Oh – and don’t forget the big platforms should be subsidising us as well with the Fair Digital News Bargaining Bill.
And that other bit of the Media Reform (not detailed in this article) – let’s compel overseas streamers to have a minimum percentage of local content.
And require Smart TV manufacturers to give greater prominence to NZ based streaming services whose content will be bland and dull because they will have been subject to the proposed media regulatory reform.
I suggested a definition for “professional media” in this article. It should extend no further than the current locally based news media services.
In that way we the consumers will continue to enjoy the smorgasbord of offerings on unregulated on-demand and streaming services.
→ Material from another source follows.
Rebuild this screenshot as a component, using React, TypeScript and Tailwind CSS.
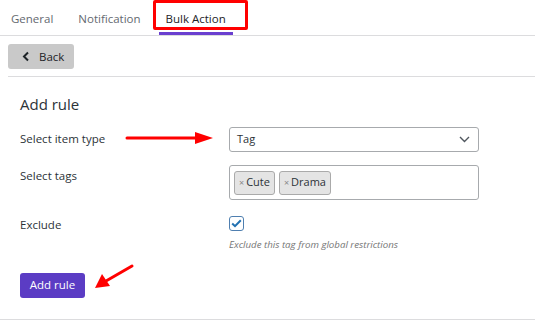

This is outrageous. I thought the Pat Bartlett days of protecting us from ourselves were gone. Local content is shite but hey, let’s force it on people. Print media especially the Herald is click bait. You’re right, a few good journo’s still exist but the owners of the papers are gutless. Where are the Warwick Rogers & Robyn Langwells of magazine journalism when we need them? There are so many really good meaty stories out there begging to be written. 😥
Macbeth’s soliquoy comes to mind when one reads the interminable in length, jargon laden proposals:
“Life's but a walking shadow, a poor player, that struts and frets his hour upon the stage, and then is heard no more. It is a tale told by an idiot, full of sound and fury, signifying nothing”.
If the reduction of the civil service’s employee numbers focuses on redundancies for all those who mangle the English language and then spew the result out in the form of biblical length discussion papers, then I’m all for
It.
Whatever happened to plain English, that is the writing or speaking of the English language in ways that are easy to understand regardless of one's familiarity with the subject matter?